The new direction has lost something. And they aren't regaining it with the overly gamist approach of 4e. 4e is heading back to it's wargame roots, which is fine as far as it goes, but it's doing so at the expense of the other half of the game. It's not a role playing game anymore. As much as we can't deny our wargaming inspired gamist roots, we can't simply become a wargame again. But that's actually an aside that is better served in another post. The point here is that RPGs in general are designed to have a goal and that goal implies a healthy competition. That competition is rooted in GM vs player regardless of what modern namby pamby diatribes say about it. Get your soft warm-fuzzies elsewhere--it doesn't belong in RPGs, at least not as a rule.

And though this truth tends to get misunderstood, as if the GM is out to kill all players who enter his game, that is really not the case. What a GM is out to do is design a challenge so intense and difficult that players have to reach deep inside themselves to overcome it. If they can't they don't have the mettle of heroes. The trick for the GM is to do so fairly. He is the world, the monsters and the evil NPCs against which the PCs desire to challenge and test themselves.

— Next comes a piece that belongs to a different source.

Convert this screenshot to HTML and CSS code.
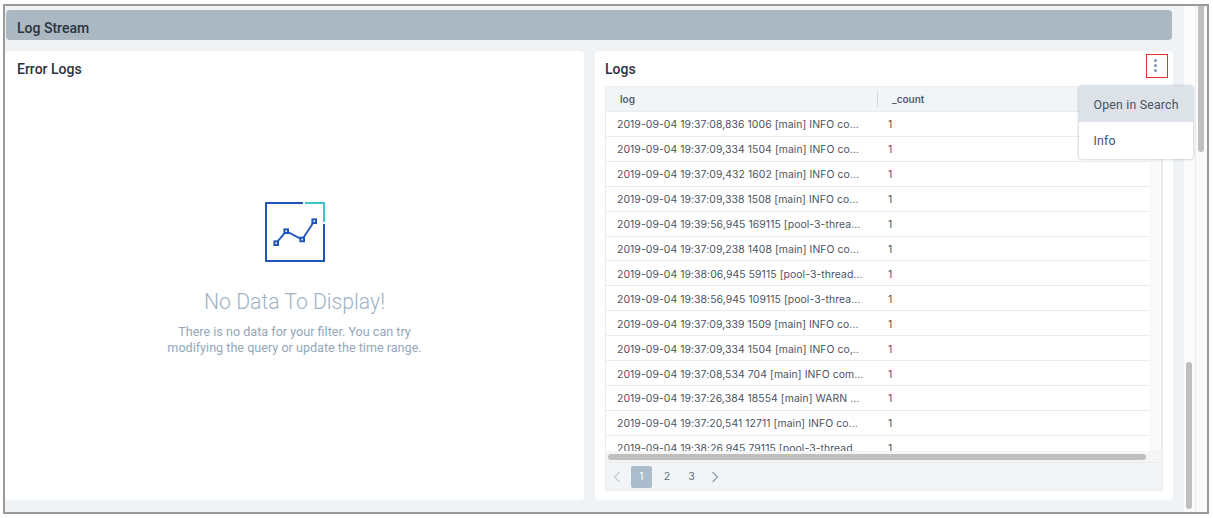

Otherwise we are not playing RPGs we are participating in some sort of communal theater that is all about making everyone feel all happy and good about themselves. Let's leave that to the Democrats, okay? (Oooh, ouch, that last one hurt. Probably get some nasty emails about that one. Heh, heh ... Especially since I'm a moderate.) And on the other hand if we go too far on the other direction we are playing nothing but a minis based wargame--which is the direction the present edition of D&D is headed. Might as well play Warhammer 40k or WoW. Now, _that's_ controversial. Bring it on, punk!